Supplied material ▸
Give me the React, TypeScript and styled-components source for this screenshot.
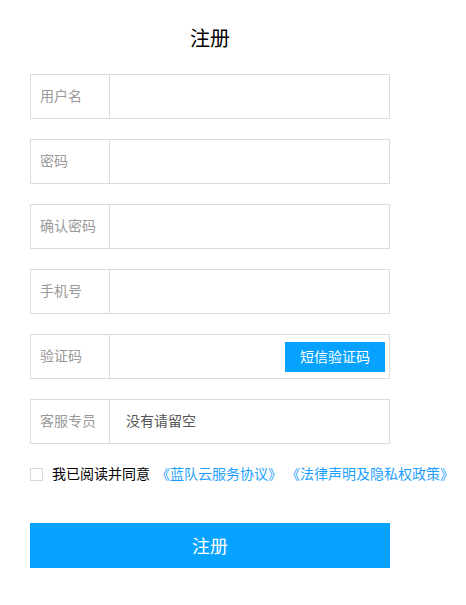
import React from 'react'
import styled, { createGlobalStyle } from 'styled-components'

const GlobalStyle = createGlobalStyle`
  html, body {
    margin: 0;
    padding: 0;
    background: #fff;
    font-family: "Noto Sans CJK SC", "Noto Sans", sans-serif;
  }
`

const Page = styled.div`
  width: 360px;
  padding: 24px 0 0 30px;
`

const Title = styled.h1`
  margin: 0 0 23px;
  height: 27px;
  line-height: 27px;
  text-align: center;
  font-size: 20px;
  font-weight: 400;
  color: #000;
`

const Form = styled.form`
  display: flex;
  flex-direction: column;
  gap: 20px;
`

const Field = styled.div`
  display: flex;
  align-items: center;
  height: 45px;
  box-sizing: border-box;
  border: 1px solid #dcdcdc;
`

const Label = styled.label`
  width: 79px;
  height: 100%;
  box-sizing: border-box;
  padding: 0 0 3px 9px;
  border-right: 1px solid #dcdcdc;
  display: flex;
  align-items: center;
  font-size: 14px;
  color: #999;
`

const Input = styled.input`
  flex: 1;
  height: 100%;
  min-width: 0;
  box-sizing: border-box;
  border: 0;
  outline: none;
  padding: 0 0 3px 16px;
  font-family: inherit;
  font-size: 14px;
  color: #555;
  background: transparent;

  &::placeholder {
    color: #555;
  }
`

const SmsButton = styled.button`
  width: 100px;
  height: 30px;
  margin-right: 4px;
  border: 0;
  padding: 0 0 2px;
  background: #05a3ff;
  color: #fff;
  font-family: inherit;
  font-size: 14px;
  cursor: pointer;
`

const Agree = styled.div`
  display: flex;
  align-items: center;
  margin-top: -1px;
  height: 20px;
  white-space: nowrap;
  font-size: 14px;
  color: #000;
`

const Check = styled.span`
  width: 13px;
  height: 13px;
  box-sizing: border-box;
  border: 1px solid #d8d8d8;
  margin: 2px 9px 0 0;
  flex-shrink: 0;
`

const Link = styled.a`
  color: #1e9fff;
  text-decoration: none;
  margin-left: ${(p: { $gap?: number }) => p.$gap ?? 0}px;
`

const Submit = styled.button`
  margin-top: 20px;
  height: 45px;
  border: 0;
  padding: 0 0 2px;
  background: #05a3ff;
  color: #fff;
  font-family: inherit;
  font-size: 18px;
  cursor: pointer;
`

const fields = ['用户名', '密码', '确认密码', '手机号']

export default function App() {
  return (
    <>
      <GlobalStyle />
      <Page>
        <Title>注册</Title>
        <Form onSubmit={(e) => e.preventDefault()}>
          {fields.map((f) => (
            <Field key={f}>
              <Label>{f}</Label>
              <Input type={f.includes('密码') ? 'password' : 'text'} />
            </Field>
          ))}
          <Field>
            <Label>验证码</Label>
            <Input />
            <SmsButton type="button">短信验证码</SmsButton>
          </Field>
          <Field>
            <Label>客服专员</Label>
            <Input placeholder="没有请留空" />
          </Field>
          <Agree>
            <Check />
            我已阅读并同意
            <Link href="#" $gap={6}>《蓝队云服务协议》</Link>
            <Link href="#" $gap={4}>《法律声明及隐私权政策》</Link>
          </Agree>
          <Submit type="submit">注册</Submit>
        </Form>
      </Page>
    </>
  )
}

Your task ▸
All the lines above are to be reproduced exactly, except the pictures.

Answer ▸
Give me the React, TypeScript and styled-components source for this screenshot.
import React from 'react'
import styled, { createGlobalStyle } from 'styled-components'

const GlobalStyle = createGlobalStyle`
  html, body {
    margin: 0;
    padding: 0;
    background: #fff;
    font-family: "Noto Sans CJK SC", "Noto Sans", sans-serif;
  }
`

const Page = styled.div`
  width: 360px;
  padding: 24px 0 0 30px;
`

const Title = styled.h1`
  margin: 0 0 23px;
  height: 27px;
  line-height: 27px;
  text-align: center;
  font-size: 20px;
  font-weight: 400;
  color: #000;
`

const Form = styled.form`
  display: flex;
  flex-direction: column;
  gap: 20px;
`

const Field = styled.div`
  display: flex;
  align-items: center;
  height: 45px;
  box-sizing: border-box;
  border: 1px solid #dcdcdc;
`

const Label = styled.label`
  width: 79px;
  height: 100%;
  box-sizing: border-box;
  padding: 0 0 3px 9px;
  border-right: 1px solid #dcdcdc;
  display: flex;
  align-items: center;
  font-size: 14px;
  color: #999;
`

const Input = styled.input`
  flex: 1;
  height: 100%;
  min-width: 0;
  box-sizing: border-box;
  border: 0;
  outline: none;
  padding: 0 0 3px 16px;
  font-family: inherit;
  font-size: 14px;
  color: #555;
  background: transparent;

  &::placeholder {
    color: #555;
  }
`

const SmsButton = styled.button`
  width: 100px;
  height: 30px;
  margin-right: 4px;
  border: 0;
  padding: 0 0 2px;
  background: #05a3ff;
  color: #fff;
  font-family: inherit;
  font-size: 14px;
  cursor: pointer;
`

const Agree = styled.div`
  display: flex;
  align-items: center;
  margin-top: -1px;
  height: 20px;
  white-space: nowrap;
  font-size: 14px;
  color: #000;
`

const Check = styled.span`
  width: 13px;
  height: 13px;
  box-sizing: border-box;
  border: 1px solid #d8d8d8;
  margin: 2px 9px 0 0;
  flex-shrink: 0;
`

const Link = styled.a`
  color: #1e9fff;
  text-decoration: none;
  margin-left: ${(p: { $gap?: number }) => p.$gap ?? 0}px;
`

const Submit = styled.button`
  margin-top: 20px;
  height: 45px;
  border: 0;
  padding: 0 0 2px;
  background: #05a3ff;
  color: #fff;
  font-family: inherit;
  font-size: 18px;
  cursor: pointer;
`

const fields = ['用户名', '密码', '确认密码', '手机号']

export default function App() {
  return (
    <>
      <GlobalStyle />
      <Page>
        <Title>注册</Title>
        <Form onSubmit={(e) => e.preventDefault()}>
          {fields.map((f) => (
            <Field key={f}>
              <Label>{f}</Label>
              <Input type={f.includes('密码') ? 'password' : 'text'} />
            </Field>
          ))}
          <Field>
            <Label>验证码</Label>
            <Input />
            <SmsButton type="button">短信验证码</SmsButton>
          </Field>
          <Field>
            <Label>客服专员</Label>
            <Input placeholder="没有请留空" />
          </Field>
          <Agree>
            <Check />
            我已阅读并同意
            <Link href="#" $gap={6}>《蓝队云服务协议》</Link>
            <Link href="#" $gap={4}>《法律声明及隐私权政策》</Link>
          </Agree>
          <Submit type="submit">注册</Submit>
        </Form>
      </Page>
    </>
  )
}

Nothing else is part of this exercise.